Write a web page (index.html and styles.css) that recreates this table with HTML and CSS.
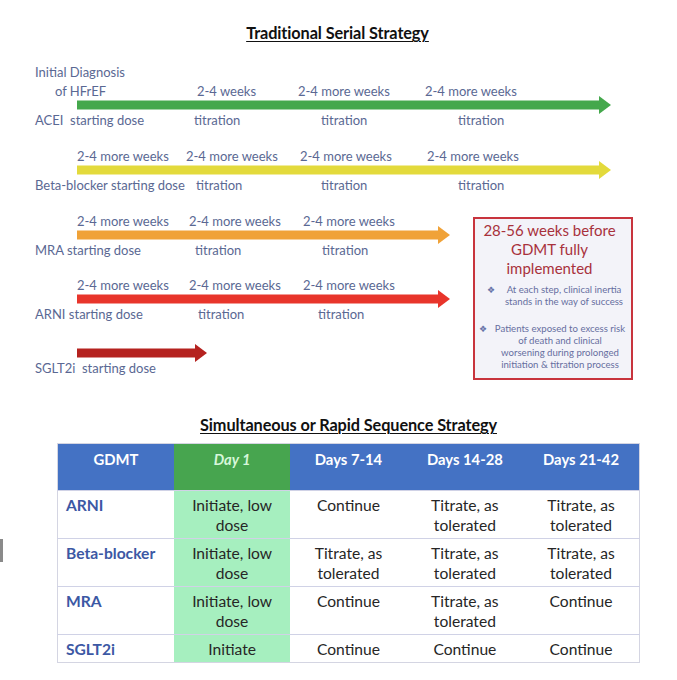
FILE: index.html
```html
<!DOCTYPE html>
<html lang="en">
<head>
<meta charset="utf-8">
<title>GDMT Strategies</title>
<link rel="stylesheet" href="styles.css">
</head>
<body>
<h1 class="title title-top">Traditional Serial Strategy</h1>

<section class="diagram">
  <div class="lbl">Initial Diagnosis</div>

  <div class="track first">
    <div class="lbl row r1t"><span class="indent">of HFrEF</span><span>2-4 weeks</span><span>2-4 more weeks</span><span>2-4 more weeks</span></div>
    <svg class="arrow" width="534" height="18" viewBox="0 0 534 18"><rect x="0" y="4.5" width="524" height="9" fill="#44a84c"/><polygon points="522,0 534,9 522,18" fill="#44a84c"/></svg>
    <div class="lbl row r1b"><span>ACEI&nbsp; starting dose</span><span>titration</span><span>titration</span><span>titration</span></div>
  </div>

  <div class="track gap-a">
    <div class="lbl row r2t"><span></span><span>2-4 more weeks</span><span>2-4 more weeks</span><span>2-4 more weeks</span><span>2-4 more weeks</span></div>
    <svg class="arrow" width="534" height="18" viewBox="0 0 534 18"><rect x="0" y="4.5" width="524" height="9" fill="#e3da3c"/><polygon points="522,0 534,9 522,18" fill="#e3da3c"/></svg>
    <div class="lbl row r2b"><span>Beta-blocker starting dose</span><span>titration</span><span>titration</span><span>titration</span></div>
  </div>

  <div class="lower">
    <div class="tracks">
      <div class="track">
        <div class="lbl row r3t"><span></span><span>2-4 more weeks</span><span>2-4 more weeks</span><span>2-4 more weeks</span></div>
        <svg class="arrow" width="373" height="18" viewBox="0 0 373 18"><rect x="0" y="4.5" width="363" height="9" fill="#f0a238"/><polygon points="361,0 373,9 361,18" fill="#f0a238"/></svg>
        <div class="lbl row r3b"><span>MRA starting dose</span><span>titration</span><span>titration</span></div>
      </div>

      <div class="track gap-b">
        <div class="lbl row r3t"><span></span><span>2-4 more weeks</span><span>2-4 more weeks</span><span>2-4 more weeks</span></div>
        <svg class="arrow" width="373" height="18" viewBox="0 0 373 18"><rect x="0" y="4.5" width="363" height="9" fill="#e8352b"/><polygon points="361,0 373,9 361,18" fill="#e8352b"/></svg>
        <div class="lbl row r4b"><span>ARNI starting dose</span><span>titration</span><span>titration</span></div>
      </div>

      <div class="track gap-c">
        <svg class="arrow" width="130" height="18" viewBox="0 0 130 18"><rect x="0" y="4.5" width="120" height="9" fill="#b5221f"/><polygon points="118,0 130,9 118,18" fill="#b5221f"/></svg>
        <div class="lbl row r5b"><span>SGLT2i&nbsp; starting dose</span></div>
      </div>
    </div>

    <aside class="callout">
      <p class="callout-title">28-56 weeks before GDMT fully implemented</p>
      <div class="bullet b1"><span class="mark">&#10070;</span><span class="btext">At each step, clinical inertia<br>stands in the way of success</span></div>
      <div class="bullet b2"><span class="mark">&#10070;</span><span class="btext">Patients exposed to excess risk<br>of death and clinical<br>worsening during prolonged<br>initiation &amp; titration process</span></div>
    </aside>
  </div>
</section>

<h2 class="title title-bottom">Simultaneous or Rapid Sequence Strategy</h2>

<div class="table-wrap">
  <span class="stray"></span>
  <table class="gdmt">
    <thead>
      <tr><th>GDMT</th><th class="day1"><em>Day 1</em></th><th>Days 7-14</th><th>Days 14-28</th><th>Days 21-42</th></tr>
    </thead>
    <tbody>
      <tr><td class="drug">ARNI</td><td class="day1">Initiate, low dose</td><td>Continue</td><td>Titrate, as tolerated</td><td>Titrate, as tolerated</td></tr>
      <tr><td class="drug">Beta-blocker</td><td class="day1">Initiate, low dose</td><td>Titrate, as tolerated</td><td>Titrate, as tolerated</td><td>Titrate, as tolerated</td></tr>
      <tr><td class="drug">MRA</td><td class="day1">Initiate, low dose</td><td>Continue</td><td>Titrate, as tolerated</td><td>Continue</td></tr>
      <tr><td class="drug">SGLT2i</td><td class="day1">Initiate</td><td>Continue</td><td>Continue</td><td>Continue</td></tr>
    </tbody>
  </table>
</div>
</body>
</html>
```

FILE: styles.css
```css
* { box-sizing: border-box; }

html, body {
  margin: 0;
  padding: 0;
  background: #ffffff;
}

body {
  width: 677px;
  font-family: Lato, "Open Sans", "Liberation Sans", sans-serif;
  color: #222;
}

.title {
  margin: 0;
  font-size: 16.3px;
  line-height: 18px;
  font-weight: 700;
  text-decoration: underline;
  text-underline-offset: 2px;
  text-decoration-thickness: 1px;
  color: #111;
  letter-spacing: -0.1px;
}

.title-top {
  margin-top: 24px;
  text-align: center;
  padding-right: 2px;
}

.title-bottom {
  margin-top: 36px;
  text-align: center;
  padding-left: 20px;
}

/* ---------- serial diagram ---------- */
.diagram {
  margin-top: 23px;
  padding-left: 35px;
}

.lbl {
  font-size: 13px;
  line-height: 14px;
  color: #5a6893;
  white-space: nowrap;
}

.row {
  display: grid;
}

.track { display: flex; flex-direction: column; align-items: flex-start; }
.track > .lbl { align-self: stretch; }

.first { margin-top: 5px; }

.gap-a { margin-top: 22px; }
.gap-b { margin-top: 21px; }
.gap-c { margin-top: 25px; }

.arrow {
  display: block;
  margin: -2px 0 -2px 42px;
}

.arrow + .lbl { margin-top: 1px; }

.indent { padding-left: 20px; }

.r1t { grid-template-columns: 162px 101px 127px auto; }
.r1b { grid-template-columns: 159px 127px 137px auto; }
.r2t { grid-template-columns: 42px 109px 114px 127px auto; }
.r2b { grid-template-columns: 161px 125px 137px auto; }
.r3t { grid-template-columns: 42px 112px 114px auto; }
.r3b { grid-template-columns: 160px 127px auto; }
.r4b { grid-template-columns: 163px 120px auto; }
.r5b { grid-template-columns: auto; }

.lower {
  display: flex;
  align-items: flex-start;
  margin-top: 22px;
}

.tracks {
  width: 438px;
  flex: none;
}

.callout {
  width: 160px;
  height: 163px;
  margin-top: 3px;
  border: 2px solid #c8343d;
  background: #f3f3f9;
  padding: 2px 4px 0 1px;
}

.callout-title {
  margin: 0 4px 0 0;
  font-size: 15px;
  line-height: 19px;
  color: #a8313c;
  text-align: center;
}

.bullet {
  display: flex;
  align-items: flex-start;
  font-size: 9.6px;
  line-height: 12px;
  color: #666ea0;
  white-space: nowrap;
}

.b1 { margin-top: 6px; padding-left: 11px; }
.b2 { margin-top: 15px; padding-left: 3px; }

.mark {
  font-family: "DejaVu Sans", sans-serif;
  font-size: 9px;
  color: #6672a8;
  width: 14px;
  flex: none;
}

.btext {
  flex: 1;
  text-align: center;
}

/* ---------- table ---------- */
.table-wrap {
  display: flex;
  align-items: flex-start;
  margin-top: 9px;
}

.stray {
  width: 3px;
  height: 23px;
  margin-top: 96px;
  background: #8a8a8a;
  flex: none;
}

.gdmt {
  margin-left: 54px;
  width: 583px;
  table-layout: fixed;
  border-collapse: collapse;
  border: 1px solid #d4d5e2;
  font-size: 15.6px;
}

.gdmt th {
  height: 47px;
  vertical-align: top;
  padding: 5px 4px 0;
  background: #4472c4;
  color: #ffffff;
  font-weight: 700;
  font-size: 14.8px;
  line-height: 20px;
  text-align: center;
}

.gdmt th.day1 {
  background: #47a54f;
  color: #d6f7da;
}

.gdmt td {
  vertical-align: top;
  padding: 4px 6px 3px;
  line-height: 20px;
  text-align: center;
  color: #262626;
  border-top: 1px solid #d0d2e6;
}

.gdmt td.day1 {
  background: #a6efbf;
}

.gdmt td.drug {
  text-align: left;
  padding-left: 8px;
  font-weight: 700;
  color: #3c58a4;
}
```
=-=-=-=-=
== Written instruction ==
Return every line containing "styles".

== Solution to this exercise ==
Write a web page (index.html and styles.css) that recreates this table with HTML and CSS.
<link rel="stylesheet" href="styles.css">
FILE: styles.css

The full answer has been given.